Time permitting, I will also present a method for synthesizing naturally looking images of multiple people interacting in a specific scenario.
Bio: Professor Gérard Medioni received the Diplôme d’Ingénieur from ENST, Paris in 1977, a M.S. and Ph.D. from the University of Southern California in 1980 and 1983 respectively. He is Vice President/Distinguished Scientist at Amazon where he leads the research for Amazon Go, and Professor Emeritus of Computer Science. He served as Chairman of the Computer Science Department from 2001 to 2007. Professor Medioni has made significant contributions to the field of computer vision. His research covers a broad spectrum of the field, such as edge detection, stereo and motion analysis, shape inference and description, and system integration. He has published 4 books, over 80 journal papers and 200 conference articles, and is the recipient of 24 international patents. He is the editor, with Sven Dickinson, of the Computer Vision series of books for Morgan-Claypool.

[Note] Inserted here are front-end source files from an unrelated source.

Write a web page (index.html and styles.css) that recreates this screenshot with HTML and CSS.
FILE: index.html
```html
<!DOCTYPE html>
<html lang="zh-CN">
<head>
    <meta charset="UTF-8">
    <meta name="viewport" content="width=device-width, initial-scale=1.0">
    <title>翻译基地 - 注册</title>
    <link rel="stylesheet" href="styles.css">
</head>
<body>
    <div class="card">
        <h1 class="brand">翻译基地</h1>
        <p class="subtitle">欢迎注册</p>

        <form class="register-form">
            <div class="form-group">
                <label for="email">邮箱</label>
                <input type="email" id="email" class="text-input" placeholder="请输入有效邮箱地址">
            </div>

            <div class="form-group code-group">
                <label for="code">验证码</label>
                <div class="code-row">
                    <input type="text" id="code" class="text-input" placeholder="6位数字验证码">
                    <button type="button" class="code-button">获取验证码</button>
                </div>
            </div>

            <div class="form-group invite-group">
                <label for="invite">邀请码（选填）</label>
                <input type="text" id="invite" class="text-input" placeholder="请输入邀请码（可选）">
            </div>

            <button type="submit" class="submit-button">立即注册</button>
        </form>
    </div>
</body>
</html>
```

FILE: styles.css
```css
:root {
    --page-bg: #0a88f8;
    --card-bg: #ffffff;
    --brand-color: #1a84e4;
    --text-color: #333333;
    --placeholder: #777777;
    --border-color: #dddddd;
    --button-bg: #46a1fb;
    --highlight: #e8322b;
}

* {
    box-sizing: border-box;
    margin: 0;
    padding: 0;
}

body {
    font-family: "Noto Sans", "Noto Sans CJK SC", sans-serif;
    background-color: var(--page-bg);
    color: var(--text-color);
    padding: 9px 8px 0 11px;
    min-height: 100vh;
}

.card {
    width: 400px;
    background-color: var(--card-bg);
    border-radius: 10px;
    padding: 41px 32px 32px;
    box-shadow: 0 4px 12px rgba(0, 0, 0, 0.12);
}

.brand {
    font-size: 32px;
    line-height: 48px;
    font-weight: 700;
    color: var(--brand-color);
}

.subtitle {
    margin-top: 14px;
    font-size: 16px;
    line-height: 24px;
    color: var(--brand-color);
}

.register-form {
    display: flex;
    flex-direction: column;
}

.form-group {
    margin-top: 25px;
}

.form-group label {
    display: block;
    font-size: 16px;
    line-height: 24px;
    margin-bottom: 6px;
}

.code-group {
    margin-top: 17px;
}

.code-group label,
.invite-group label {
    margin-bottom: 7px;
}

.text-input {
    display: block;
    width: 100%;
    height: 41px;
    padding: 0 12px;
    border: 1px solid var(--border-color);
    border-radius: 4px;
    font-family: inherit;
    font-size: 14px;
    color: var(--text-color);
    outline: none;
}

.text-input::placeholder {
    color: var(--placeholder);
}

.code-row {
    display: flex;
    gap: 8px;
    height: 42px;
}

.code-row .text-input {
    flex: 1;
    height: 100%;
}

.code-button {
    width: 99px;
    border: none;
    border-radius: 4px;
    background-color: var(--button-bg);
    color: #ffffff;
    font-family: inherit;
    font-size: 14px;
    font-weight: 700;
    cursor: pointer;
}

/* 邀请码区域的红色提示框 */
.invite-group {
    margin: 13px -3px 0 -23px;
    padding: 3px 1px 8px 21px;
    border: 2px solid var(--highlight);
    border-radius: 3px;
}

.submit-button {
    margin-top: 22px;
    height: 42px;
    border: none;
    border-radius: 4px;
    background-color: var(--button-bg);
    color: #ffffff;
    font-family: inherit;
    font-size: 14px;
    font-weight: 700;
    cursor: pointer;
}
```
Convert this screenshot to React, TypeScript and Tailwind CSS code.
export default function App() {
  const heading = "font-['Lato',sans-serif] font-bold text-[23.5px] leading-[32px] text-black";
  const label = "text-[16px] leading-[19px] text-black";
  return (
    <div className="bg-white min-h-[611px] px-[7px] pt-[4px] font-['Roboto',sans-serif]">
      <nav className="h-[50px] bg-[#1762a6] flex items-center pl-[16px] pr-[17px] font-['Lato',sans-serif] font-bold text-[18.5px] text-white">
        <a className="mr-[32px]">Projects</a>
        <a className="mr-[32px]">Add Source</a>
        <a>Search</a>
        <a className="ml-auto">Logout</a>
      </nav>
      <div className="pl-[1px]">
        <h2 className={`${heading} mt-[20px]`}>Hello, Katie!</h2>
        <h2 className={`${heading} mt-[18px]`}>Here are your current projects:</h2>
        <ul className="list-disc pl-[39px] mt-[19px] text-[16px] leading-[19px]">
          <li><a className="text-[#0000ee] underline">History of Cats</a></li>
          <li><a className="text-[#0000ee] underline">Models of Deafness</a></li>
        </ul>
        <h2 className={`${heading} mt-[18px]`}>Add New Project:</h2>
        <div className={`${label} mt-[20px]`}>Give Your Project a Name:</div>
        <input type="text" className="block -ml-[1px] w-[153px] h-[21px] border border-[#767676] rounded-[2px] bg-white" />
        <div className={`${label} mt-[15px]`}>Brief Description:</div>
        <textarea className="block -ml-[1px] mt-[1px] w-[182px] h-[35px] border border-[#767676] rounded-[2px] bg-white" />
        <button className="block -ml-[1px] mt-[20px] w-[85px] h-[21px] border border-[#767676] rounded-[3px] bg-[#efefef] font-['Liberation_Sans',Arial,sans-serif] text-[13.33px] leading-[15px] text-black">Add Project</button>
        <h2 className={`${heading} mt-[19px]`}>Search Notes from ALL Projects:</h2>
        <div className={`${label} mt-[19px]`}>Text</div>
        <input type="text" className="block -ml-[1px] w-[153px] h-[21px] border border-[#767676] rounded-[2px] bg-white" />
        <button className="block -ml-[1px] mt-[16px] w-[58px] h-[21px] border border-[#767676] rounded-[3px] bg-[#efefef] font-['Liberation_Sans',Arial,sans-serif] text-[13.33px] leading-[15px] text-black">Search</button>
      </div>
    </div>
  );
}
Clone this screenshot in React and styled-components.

Prof. Medioni is on the advisory board of the IEEE Transactions on PAMI Journal, associate editor of the Pattern Recognition and Image Analysis Journal. He is vice president of the Computer Vision Foundation (CVF).
Prof. Medioni served at program co-chair of the 1991 IEEE CVPR Conference in Hawaii, of the 1995 IEEE Symposium on Computer Vision in Miami, general co-chair of many CVPR Conferences (1997, 2001, 2007, 2009, 2020), conference co-chair of ICPR (1998, 2014), WACV (2009, 2011, 2013, 2015, 2017, 2019, 2021), ICCV (2017, 2019).
Prof. Medioni has been a consultant to several companies and startups (DXO, Poseidon, Opti-copy, Geometrix, Symah Vision, KLA-Tencor, PrimeSense) prior to joining Amazon.
He is a Fellow of IAPR, a Fellow of the IEEE, and a Fellow of AAAI.